Today and Thursday in Los Angeles the UC Regents will be examining the Final Environmental Impact Report, recently released by LSA Associates, Inc. They will be asked to certify the FEIR and approve designs for the dining and office facility and one of the housing structures known as the College Durant Student Housing Project, which will house 120 students in 30 units. 

The construction of the dining hall and offices is scheduled to begin in January and work on the College Durant Housing Project is slated to begin in the spring. The remaining projects are still in the conceptual stage. 

The focus of the protest was the block bounded by College Avenue, Channing Way and Haste and Bowditch streets, in which the parking structure, playing field and dining and office facility is planned. Opponents say there is currently no housing planned for that block and it may be the last chance the university has to build student housing close to campus. 

“There is not one student bed planned in the entire block,” Worthington said. “They could easily build several levels of housing above the garage.” 
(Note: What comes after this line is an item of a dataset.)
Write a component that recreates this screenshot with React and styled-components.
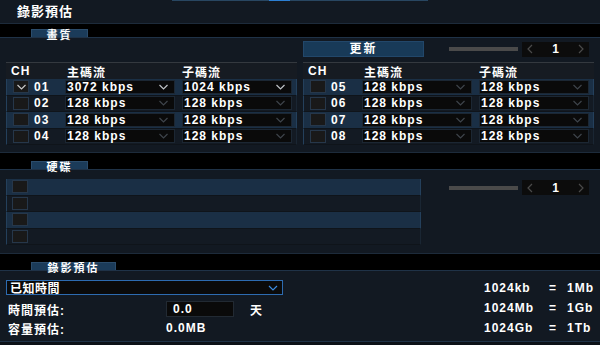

The protesters, made up of a loose association of students, members of Bicycle Friendly Berkeley Coalition and members of the Rent Stabilization Board, said the UC Regents are missing an opportunity to provide up to 1,500 student beds in a prime location near the campus. In addition they said the disproportionate amount of parking will only encourage more people to drive, which will have an adverse effect on traffic and the environment. 

Community Relations Director Irene Hegarty said it’s inaccurate to frame the debate as parking versus housing and that it’s better framed as parking and open space versus housing. 

“We could have put more housing on top of the parking garage (where the field is planned) but this is a very dense neighborhood and at some point you have to have open space,” Hegarty said 

After the performance/protest, Worthington, calling the open house a “snow job,” demanded the UC Regents add more housing to the plan and reduce parking. He said continued indifference to student needs by university staff left opponents no choice but to stage the protest.  

“The students have attended meetings for months and have, in a more gentle way, tried to persuade the regents to add more housing, but they’ve been ignored,” he said. 

Rent Stabilization Board member Stefanie Bernay agreed. 

“The university is totally stonewalling us,” she said. “They are turning their backs on the worst student housing crisis Berkeley has ever seen.”  

Campus spokesperson Marie Felde disagreed. She said the university currently houses 5,100 students and the proposed new Underhill housing represents an increase of 17 percent. 

“We’re building nearly 900 beds I don’t think that’s turning your back on anyone,” she said. 

The protest was taken by university staff as a matter of course. Many continued talking about the project’s good points while protesters loudly voiced its shortcomings.  

“This is Berkeley and certain amount of this sort of thing is expected,” Felde said.